I use a lot of eye contact. The people in the back row are not anonymous, you know.  Make sure you’re talking to them and make sure that you see them.

I find it [teaching] enjoyable, and I think that if you’re enjoying teaching something then your passion and desire and enjoyment gets transmitted to the students.  It’s not necessarily easy to teach, but it’s satisfying and generally we want to inspire them to increase their level of intrinsic motivation to want to continue to study chemistry.

It’s something that needs to be reinforced, it’s not that you taught it in this unit for three weeks, we are over it. It’s something that keeps coming back, and that you can possibly reintroduce it, with not much change to your teaching. Not every single time, but every now and then remind the students, ‘remember, you still have to think about stoichiometry and limiting reagents’.

The culture in the chemistry department was always lots and lots of content.  And that’s changed now because you don’t need it, because they can find it another way, but you’ve got to give them the framework to understand the content.

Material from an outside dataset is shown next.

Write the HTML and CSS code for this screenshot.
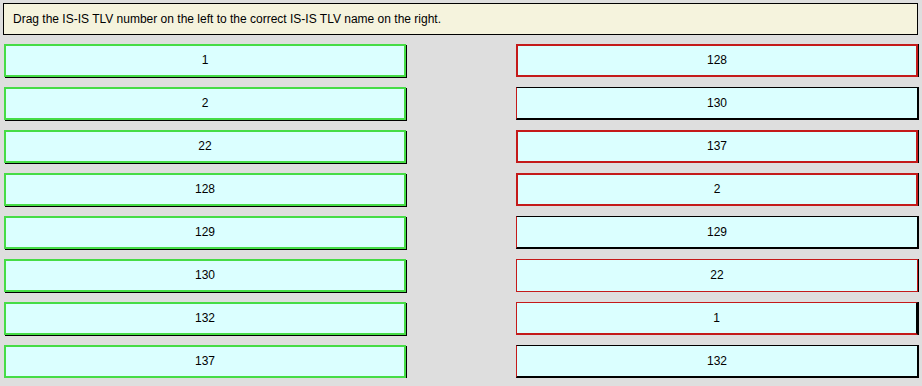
FILE: index.html
```html
<!DOCTYPE html>
<html lang="en">
<head>
    <meta charset="UTF-8">
    <title>IS-IS TLV Drag and Drop</title>
    <link rel="stylesheet" href="styles.css">
</head>
<body>
    <div class="question">Drag the IS-IS TLV number on the left to the correct IS-IS TLV name on the right.</div>

    <div class="board">
        <div class="column">
            <div class="slot slot-left">1</div>
            <div class="slot slot-left">2</div>
            <div class="slot slot-left">22</div>
            <div class="slot slot-left">128</div>
            <div class="slot slot-left">129</div>
            <div class="slot slot-left">130</div>
            <div class="slot slot-left">132</div>
            <div class="slot slot-left">137</div>
        </div>
        <div class="column">
            <div class="slot slot-right">128</div>
            <div class="slot slot-right dark">130</div>
            <div class="slot slot-right">137</div>
            <div class="slot slot-right">2</div>
            <div class="slot slot-right dark">129</div>
            <div class="slot slot-right thin">22</div>
            <div class="slot slot-right under">1</div>
            <div class="slot slot-right dark">132</div>
        </div>
    </div>
</body>
</html>
```

FILE: styles.css
```css
body {
    margin: 0;
    background-color: #dedede;
    font-family: Arial, 'Liberation Sans', sans-serif;
    font-size: 12px;
    color: #000;
}

.question {
    margin: 3px 3px 0 3px;
    width: 904px;
    height: 30px;
    line-height: 30px;
    padding-left: 9px;
    border: 1px solid #000;
    background-color: #f5f3dd;
}

.board {
    display: grid;
    grid-template-columns: 402px 402px;
    column-gap: 110px;
    padding: 9px 0 0 4px;
}

.column {
    display: flex;
    flex-direction: column;
    gap: 10px;
}

.slot {
    box-sizing: border-box;
    height: 33px;
    line-height: 29px;
    text-align: center;
    background-color: #dbffff;
}

.slot-left {
    border: 2px solid #46dc46;
    box-shadow: 1px 1px 0 #000;
}

.slot-right {
    border: 2px solid #c41a1a;
    box-shadow: 1px 0 0 #000;
}

.slot-right.dark {
    border: 1px solid #000;
    border-left-color: #c41a1a;
    border-bottom-width: 2px;
    line-height: 30px;
}

.slot-right.thin {
    border: 1px solid #c41a1a;
    line-height: 31px;
}

.slot-right.under {
    border: 1px solid #c41a1a;
    border-right: 2px solid #000;
    border-bottom: 2px solid #c41a1a;
    line-height: 30px;
}
```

I remember when I was taught this, that the only definition we were given was Le Chatelier’s actual definition, or his principle, and I remember reading that language and going geez, that’s really hard to follow as a student, so I used to always try and present that and then break it down in to a more simple sort of version that I thought would be easier to understand.

I started lecturing before I did my Diploma of Education and I would have recommended to all of the lecturers to do it because it really helped me in my teaching.  Mind you, I already had a bit of experience, I don’t know, you know, the chicken or the egg type thing.